Selon l'art. 8 al. 2 LVD, une mesure d'éloignement consiste à interdire à l'auteur présumé de

a) pénétrer dans un secteur ou dans des lieux déterminés ;

b) contacter ou approcher une ou plusieurs personnes.

La mesure d'éloignement est prononcée pour une durée de dix jours au moins et de trente jours au plus (art. 8 al. 3 LVD).

Il ressort des travaux préparatoires relatifs à la révision de la LVD en 2010, que la volonté clairement exprimée par le législateur était de simplifier la loi, de manière à en favoriser une application plus régulière et effective. Dans ce sens, le nouvel art. 8 al. 1 LVD ne vise plus une mesure qui serait nécessaire pour écarter un danger relatif à des actes de violences domestiques, mais qui doit être simplement propre à empêcher la réitération de tels actes. En revanche, la loi continue à poser pour condition l'existence d'une présomption que des actes de violences domestiques ont été commis auparavant (rapport de la commission judiciaire et de la police chargée d'étudier le PL 10582, p. 11).

Ainsi que cela résulte des principes rappelés ci-dessus, les violences à l'origine de la mesure d'éloignement n'ont pas à être prouvées. Il suffit que l'on puisse présumer, sur la base de l'ensemble des circonstances, qu'elles ont eu lieu. La LVD est ainsi faite pour protéger la personne dont il paraît plausible qu'elle a été victime de telles violences, et constitue ainsi un cadre essentiellement préventif. Elle diffère sur ce point d'une procédure pénale, dont l'issue emporte des conséquences beaucoup plus sévères pour l'auteur, et qui est parallèlement soumise à des exigences de preuve plus strictes.
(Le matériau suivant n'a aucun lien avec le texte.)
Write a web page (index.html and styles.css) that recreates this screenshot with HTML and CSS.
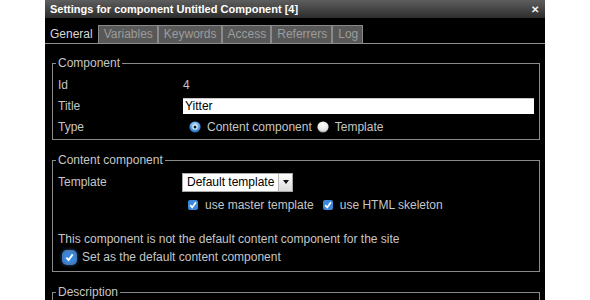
FILE: index.html
```html
<!DOCTYPE html>
<html>
<head>
<meta charset="utf-8">
<link rel="stylesheet" href="styles.css">
</head>
<body>
<div class="dialog">
  <div class="titlebar">
    <span class="title">Settings for component Untitled Component [4]</span>
    <span class="close">&#x2715;</span>
  </div>
  <div class="tabs">
    <span class="tab active">General</span>
    <span class="tab">Variables</span>
    <span class="tab">Keywords</span>
    <span class="tab">Access</span>
    <span class="tab">Referrers</span>
    <span class="tab">Log</span>
  </div>
  <div class="body">
    <fieldset class="group">
      <legend>Component</legend>
      <div class="row"><span class="label">Id</span><span class="value">4</span></div>
      <div class="row"><span class="label">Title</span><span class="value"><span class="input">Yitter</span></span></div>
      <div class="row"><span class="label">Type</span>
        <span class="value options">
          <span class="radio on"><svg width="12" height="12" viewBox="0 0 12 12"><defs><radialGradient id="rb" cx="50%" cy="35%" r="65%"><stop offset="0" stop-color="#cfe6fb"/><stop offset="0.6" stop-color="#5aa2e8"/><stop offset="1" stop-color="#1f5fae"/></radialGradient></defs><circle cx="6" cy="6" r="5.6" fill="url(#rb)"/><circle cx="6" cy="6" r="2.6" fill="#e8f3fd"/><circle cx="6" cy="6" r="1.5" fill="#0d1a2a"/></svg></span>
          <span class="opt-text">Content component</span>
          <span class="radio off"><svg width="12" height="12" viewBox="0 0 12 12"><defs><radialGradient id="rw" cx="50%" cy="30%" r="70%"><stop offset="0" stop-color="#ffffff"/><stop offset="0.7" stop-color="#e6e6e6"/><stop offset="1" stop-color="#9a9a9a"/></radialGradient></defs><circle cx="6" cy="6" r="5.6" fill="url(#rw)"/></svg></span>
          <span class="opt-text">Template</span>
        </span>
      </div>
    </fieldset>

    <fieldset class="group content">
      <legend>Content component</legend>
      <div class="row tall"><span class="label">Template</span>
        <span class="value"><span class="select"><span class="sel-text">Default template</span><span class="sel-arrow"><svg width="6" height="4" viewBox="0 0 6 4"><path d="M0 0H6L3 4Z" fill="#111"/></svg></span></span></span>
      </div>
      <div class="row checks">
        <span class="check"><svg width="10" height="10" viewBox="0 0 10 10"><rect x="0" y="0" width="10" height="10" rx="2" fill="#3b87d9"/><path d="M2.2 5.2L4.2 7.4L7.9 2.2" stroke="#fff" stroke-width="1.8" fill="none"/></svg></span>
        <span class="opt-text">use master template</span>
        <span class="check second"><svg width="10" height="10" viewBox="0 0 10 10"><rect x="0" y="0" width="10" height="10" rx="2" fill="#3b87d9"/><path d="M2.2 5.2L4.2 7.4L7.9 2.2" stroke="#fff" stroke-width="1.8" fill="none"/></svg></span>
        <span class="opt-text">use HTML skeleton</span>
      </div>
      <p class="note">This component is not the default content component for the site</p>
      <div class="row default">
        <span class="check focus"><svg width="11" height="11" viewBox="0 0 11 11"><rect x="0" y="0" width="11" height="11" rx="2" fill="#3b87d9"/><path d="M2.4 5.6L4.6 8.1L8.7 2.4" stroke="#fff" stroke-width="1.9" fill="none"/></svg></span>
        <span class="opt-text">Set as the default content component</span>
      </div>
    </fieldset>

    <fieldset class="group">
      <legend>Description</legend>
      <div class="desc"></div>
    </fieldset>
  </div>
</div>
</body>
</html>
```

FILE: styles.css
```css
html, body {
  margin: 0;
  background: #fff;
}
body {
  font-family: "Liberation Sans", Arial, Helvetica, sans-serif;
  font-size: 12px;
}
.dialog {
  margin-left: 45px;
  width: 500px;
  height: 300px;
  background: #000;
  overflow: hidden;
}
.titlebar {
  height: 18px;
  box-sizing: border-box;
  background: linear-gradient(#5e5e5e, #2c2c2c);
  display: flex;
  align-items: center;
  justify-content: space-between;
  padding: 0 6px 0 5px;
  color: #fff;
}
.title {
  font-weight: bold;
  font-size: 11px;
}
.close {
  font-size: 10px;
  font-weight: bold;
  color: #f0f0f0;
}
.tabs {
  display: flex;
  padding-top: 7px;
  border-bottom: 1px solid #8c8c8c;
}
.tab {
  box-sizing: border-box;
  height: 18px;
  line-height: 17px;
  padding: 0 4px 0 5px;
  border: 1px solid #8a8a8a;
  border-bottom: none;
  background: #585858;
  color: #9c9c9c;
}
.tab.active {
  padding: 0 4px;
  background: #000;
  border-color: transparent;
  color: #d8d8d8;
}
.body {
  padding: 12px 5px 0 7px;
}
.group {
  margin: 0 0 13px;
  border: 1px solid #8a8a8a;
  padding: 4px 6px 2px 3px;
  min-width: 0;
  color: #c6c6c6;
}
.group legend {
  padding: 0 2px;
  line-height: 14px;
  color: #c6c6c6;
}
.row {
  display: flex;
  align-items: center;
  height: 21px;
  padding-left: 2px;
}
.label {
  width: 125px;
  flex: none;
}
.value {
  display: flex;
  align-items: center;
  flex: 1;
}
.input {
  display: block;
  width: 351px;
  height: 16px;
  box-sizing: border-box;
  background: #fff;
  border-top: 1px solid #c8c8c8;
  color: #000;
  line-height: 15px;
  padding-left: 2px;
}
.options .radio {
  display: flex;
  margin-left: 6px;
}
.options .radio.off {
  margin-left: 5px;
}
.opt-text {
  margin-left: 7px;
}
.options .opt-text {
  margin-left: 6px;
}
.content {
  padding-bottom: 6px;
}
.row.tall {
  height: 22px;
}
.select {
  display: flex;
  margin-left: -1px;
  width: 111px;
  height: 19px;
  box-sizing: border-box;
  border: 1px solid #a8a8a8;
  background: #fff;
  color: #000;
}
.sel-text {
  flex: 1;
  padding-left: 4px;
  line-height: 17px;
}
.sel-arrow {
  width: 13px;
  border-left: 1px solid #b8b8b8;
  background: linear-gradient(#fdfdfd, #dcdcdc);
  display: flex;
  align-items: center;
  justify-content: center;
}
.row.checks {
  height: 24px;
  padding-left: 132px;
}
.check {
  display: flex;
}
.check.second {
  margin-left: 9px;
}
.note {
  margin: 15px 0 0 2px;
  line-height: 14px;
}
.row.default {
  height: 16px;
  margin-top: 3px;
  padding-left: 8px;
}
.check.focus {
  border-radius: 3px;
  box-shadow: 0 0 0 2px rgba(90, 150, 220, 0.75), 0 0 3px 3px rgba(60, 120, 200, 0.4);
}
.row.default .opt-text {
  margin-left: 7px;
}
.desc {
  height: 20px;
}
```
5.             En l'espèce, les déclarations des parties sont contradictoires s'agissant de l'événement du 25 mars 2024, sans qu'il ne soit possible d'établir ce qu'il s'est réellement passé en l'absence d'autres preuves que les déclarations des protagonistes. Mme B______ a reconnu que son époux ne l'injuriait pas comme elle l'avait indiqué à la police. La situation au sein du couple est certes conflictuelle. Toutefois, la violence domestique, au sens défini plus haut, n'est pas avérée ni présumée dans le cas d'espèce. Par ailleurs, Mme B______ a expliqué qu'elle n'avait pas peur que son époux la frappe, de sorte qu'un éventuel risque de réitération est à exclure. La volonté de cette dernière au maintien de la mesure d'éloignement apparait plus dictée par son désir de séparation et de ne plus vivre sous le même toit avec un consommateur de drogue plutôt que par la peur de subir des violences domestiques. On en veut pour preuve qu'elle ne craint pas son époux et qu'elle a précisé que ce n'était pas son genre de frapper son épouse.
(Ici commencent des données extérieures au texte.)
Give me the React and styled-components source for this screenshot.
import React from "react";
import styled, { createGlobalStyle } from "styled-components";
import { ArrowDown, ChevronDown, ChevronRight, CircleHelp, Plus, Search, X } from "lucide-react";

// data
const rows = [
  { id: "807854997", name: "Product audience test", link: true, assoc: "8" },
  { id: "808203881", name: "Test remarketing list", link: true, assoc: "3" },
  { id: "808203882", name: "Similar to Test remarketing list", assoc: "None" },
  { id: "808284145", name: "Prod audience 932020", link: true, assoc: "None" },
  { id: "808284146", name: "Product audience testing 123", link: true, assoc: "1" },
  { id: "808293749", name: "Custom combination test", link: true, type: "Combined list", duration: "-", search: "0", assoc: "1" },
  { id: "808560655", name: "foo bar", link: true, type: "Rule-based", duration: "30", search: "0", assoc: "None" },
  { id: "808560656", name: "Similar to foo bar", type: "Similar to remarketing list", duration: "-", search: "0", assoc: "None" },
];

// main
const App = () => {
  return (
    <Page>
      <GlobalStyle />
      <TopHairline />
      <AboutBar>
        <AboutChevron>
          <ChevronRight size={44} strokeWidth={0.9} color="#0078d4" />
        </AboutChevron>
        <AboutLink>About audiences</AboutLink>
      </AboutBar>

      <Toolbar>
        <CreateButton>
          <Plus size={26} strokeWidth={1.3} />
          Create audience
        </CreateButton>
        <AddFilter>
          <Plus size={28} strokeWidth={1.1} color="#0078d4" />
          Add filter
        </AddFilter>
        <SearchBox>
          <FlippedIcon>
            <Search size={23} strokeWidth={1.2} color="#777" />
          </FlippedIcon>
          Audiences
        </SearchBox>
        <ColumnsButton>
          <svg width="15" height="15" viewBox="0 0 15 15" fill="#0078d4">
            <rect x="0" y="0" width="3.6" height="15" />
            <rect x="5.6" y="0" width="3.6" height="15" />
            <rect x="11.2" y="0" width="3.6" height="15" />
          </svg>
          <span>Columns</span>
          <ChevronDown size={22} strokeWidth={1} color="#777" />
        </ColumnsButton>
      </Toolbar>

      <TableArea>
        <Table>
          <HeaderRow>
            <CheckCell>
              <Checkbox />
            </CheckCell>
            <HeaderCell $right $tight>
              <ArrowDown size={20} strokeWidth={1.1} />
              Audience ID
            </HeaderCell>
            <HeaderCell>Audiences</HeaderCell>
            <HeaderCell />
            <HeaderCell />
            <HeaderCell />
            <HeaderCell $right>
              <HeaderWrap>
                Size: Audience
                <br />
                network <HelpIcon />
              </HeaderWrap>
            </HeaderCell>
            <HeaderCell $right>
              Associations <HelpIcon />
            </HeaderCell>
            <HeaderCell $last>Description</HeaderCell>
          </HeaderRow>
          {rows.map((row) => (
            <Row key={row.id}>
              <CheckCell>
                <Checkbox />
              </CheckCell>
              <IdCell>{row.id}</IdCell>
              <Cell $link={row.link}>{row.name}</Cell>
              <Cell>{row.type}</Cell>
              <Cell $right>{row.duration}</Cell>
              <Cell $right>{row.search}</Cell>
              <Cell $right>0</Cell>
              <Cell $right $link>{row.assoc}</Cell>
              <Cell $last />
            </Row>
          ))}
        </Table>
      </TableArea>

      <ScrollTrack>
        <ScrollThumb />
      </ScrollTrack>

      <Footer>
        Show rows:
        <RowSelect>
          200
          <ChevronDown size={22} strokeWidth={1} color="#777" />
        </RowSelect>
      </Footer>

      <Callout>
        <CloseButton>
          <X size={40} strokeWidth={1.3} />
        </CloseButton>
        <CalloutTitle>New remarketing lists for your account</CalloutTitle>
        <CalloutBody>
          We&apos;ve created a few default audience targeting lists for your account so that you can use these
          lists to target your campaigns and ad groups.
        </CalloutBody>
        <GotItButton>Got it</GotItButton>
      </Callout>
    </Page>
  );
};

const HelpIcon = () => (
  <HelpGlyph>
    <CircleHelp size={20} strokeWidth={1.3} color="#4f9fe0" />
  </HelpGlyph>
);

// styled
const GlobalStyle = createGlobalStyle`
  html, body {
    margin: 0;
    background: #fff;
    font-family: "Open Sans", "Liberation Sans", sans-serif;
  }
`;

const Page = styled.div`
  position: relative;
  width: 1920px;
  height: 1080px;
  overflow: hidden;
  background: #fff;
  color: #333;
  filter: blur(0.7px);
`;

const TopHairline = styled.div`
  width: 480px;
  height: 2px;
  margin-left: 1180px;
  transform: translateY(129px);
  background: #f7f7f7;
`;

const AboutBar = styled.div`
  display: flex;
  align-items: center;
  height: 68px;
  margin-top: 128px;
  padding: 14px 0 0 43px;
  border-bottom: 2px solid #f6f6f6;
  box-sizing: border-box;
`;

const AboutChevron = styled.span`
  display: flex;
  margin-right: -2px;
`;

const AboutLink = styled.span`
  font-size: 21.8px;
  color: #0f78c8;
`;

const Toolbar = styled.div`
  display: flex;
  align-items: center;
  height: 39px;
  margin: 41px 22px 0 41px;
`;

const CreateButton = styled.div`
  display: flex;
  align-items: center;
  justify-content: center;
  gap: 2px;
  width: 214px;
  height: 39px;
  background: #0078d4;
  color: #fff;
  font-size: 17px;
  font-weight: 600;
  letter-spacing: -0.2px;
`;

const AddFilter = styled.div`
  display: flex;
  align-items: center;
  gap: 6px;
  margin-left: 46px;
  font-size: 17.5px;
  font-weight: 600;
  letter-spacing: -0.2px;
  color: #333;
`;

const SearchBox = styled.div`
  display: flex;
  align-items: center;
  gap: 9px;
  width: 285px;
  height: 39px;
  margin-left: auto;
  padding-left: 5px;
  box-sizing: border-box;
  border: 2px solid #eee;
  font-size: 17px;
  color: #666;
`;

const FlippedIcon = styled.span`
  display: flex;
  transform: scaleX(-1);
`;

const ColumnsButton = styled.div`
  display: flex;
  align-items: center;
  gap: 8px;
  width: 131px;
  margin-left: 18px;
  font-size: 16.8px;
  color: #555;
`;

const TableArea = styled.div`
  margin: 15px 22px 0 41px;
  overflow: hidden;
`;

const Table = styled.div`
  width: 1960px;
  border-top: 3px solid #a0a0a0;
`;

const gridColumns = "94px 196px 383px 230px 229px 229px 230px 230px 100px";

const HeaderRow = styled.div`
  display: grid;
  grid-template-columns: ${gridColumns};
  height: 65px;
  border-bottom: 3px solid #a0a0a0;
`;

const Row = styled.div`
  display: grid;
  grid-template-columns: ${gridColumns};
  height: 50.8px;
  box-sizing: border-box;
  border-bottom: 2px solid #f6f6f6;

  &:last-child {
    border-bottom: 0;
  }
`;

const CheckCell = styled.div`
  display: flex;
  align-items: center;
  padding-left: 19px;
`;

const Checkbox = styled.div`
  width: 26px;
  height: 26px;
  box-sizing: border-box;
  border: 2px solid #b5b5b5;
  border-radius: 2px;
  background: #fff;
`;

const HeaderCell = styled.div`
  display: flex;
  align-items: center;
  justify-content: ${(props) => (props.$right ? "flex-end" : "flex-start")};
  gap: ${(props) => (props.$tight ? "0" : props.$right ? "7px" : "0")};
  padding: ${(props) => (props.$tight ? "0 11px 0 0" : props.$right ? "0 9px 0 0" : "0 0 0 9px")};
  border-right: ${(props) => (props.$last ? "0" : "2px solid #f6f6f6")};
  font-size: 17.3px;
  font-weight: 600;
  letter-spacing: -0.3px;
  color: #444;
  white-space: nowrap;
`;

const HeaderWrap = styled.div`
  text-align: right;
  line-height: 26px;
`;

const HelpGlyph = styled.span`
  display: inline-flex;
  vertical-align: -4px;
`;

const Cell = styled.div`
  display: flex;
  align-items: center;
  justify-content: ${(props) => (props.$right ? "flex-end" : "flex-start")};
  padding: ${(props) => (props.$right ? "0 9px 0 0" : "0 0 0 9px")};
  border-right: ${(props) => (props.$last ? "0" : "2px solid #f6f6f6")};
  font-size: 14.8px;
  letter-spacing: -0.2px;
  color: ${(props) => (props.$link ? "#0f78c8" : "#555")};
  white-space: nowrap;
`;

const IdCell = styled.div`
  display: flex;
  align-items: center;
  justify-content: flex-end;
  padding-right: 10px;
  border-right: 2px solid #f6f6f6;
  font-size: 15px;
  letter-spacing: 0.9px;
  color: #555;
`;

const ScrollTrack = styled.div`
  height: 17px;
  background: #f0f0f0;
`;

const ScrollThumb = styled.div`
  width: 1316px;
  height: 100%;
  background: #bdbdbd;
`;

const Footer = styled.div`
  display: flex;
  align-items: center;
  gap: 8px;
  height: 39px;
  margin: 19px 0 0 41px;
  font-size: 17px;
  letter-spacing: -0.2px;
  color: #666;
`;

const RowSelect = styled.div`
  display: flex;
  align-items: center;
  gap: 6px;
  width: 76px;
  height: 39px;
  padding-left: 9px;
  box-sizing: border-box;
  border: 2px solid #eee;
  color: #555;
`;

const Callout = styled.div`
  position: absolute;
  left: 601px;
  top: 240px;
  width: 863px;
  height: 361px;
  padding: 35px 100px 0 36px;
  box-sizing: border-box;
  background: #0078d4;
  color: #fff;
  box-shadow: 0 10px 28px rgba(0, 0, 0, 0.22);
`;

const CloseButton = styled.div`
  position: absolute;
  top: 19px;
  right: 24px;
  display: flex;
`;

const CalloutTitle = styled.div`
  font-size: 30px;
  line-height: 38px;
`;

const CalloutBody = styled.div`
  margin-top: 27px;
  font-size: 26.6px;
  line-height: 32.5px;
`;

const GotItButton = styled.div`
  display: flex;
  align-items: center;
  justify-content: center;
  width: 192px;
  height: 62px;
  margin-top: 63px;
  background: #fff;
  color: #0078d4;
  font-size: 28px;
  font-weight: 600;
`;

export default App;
6.             Partant, l'opposition sera admise et la mesure d'éloignement annulée.

7.             Il ne sera pas perçu d'émolument (art. 87 al. 1 LPA).

8.             Un éventuel recours déposé contre le présent jugement n'aura pas d'effet suspensif (art. 11 al. 1 LVD ; rapport rendu le 1er juin 2010 par la commission judiciaire et de la police chargée d'étudier le PL 10582, p. 17).

 


PAR CES MOTIFS

LE TRIBUNAL ADMINISTRATIF

DE PREMIÈRE INSTANCE

1.             déclare recevable l'opposition formée le 26 mars 2024 par Monsieur A______ contre la mesure d’éloignement prise à son encontre par le commissaire de police le 26 mars 2024 pour une durée de trente jours ;

2.             l'admet et lève la mesure d'éloignement prise par le commissaire de police le 26 mars 2024 ;

3.             dit qu'il n'est pas perçu d'émolument ;

4.             dit que, conformément aux art. 132 LOJ, 62 al. 1 let. a et 65 LPA, le présent jugement est susceptible de faire l'objet d'un recours auprès de la chambre administrative de la Cour de justice (10 rue de Saint-Léger, case postale 1956, 1211 Genève 1) dans les trente jours à compter de sa notification. L'acte de recours doit être dûment motivé et contenir, sous peine d'irrecevabilité, la désignation du jugement attaqué et les conclusions du recourant. Il doit être accompagné du présent jugement et des autres pièces dont dispose le recourant ;

5.             dit qu'un éventuel recours contre le présent jugement n'aura pas d'effet suspensif.

 

Au nom du Tribunal :

La présidente

Gwénaëlle GATTONI

 

Copie conforme de ce jugement est communiquée aux parties.